Se le atribuye al Rey Philippe le Bel la paternidad del invento allá por el año 1302. La pillería es conocida como “Les cahiers des doléances” lo que en buen romance quiere decir “Cuadernos de quejas”. El Rey ordenaba que en cada ciudad, pueblito o aldea, se instalase un escribano para tomar nota de lo que libremente cada súbdito –noble, clérigo o pringao– tuviese a bien llevar a conocimiento de Su Majestad. En la época de la Revolución Francesa la población era del orden de 25 millones de almas y los municipios ya se contaban en decenas de miles. De modo que al terminar la colecta de todas las quejas de todos los quejicas, los archivos se enriquecían con centenares de miles de páginas manuscritas que era urgente olvidar apenas archivadas. Tocqueville se dio el trabajo de leer todos los Cuadernos de quejas que ordenó colectar Louis XVI, y llegó a una conclusión sorprendente, mira ver:

“Leí atentamente los cuadernos que llenaron los tres órdenes antes de reunirse en 1789; digo los tres órdenes, los de la nobleza y el clero así como el tercer estado. Veo que aquí piden el cambio de una ley, acá de una costumbre, y tomo nota. Continué así hasta terminar este inmenso trabajo, y, cuando llegué a reunir el conjunto de todos esos anhelos particulares, me di cuenta con una suerte de terror que lo que reclaman es la abolición simultánea y sistemática de todas las leyes y de todas las costumbres en vigor en el país.” (A. de Tocqueville. Op. cit.)
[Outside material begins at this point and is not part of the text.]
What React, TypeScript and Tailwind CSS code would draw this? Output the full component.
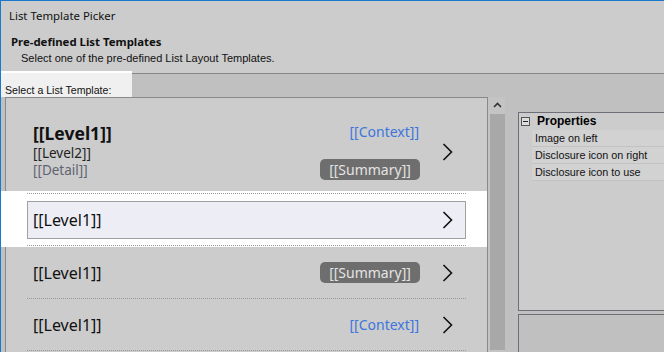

Lo que precede es lo que más tarde Karl Marx llamaría “radicalidad”, en el sentido de no irse por las ramas y apuntar directamente a las raíces de las cuestiones planteadas.

Comparadas con los Cuadernos de quejas de 1789 las reivindicaciones contemporáneas en Chile, en Francia o en Liliput, son meado de gato.

En 1789 los privilegiados intentaron hacer lo mismo que había hecho Philippe le Bel en 1302: pasarse las quejas por las amígdalas del sur. El resultado lo conoces: la Revolución Francesa, el fin de la monarquía, el fin de la nobleza, la nacionalización de los bienes de la Iglesia, la instauración de la República, los Derechos del Hombre y el Ciudadano, la Abolición de la esclavitud, el Sufragio universal y dos o tres detallitos más de los que la Humanidad se enorgullece hasta ahora.

Tocqueville no es muy complaciente cuando se trata de juzgar a quienes fueron incapaces de ver lo que venía. Refiriéndose a los poderosos de la época escribe:

“Muchos eran sin embargo muy hábiles en su oficio; dominaban a fondo todos los detalles de la administración pública de su época; pero en cuanto a esta gran ciencia del gobierno, que enseña a comprender el movimiento general de la sociedad, a juzgar lo que ocurre en el espíritu de las masas y a prever lo que resultará de ello, eran tan principiantes como el propio pueblo.” (A. de Tocqueville. Op. cit.)

Cualquier parecido con recientes acontecimientos de la vida real no es pura coincidencia, ya se dijo.

Para describir lo que vivimos hoy, en francés recurrimos a un modismo: “Du pareil au même”. Mi abuelo materno, luchador social de toda una vida, lo decía en su jerga de practicante: “Es la misma jeringa con distinto bitoque”.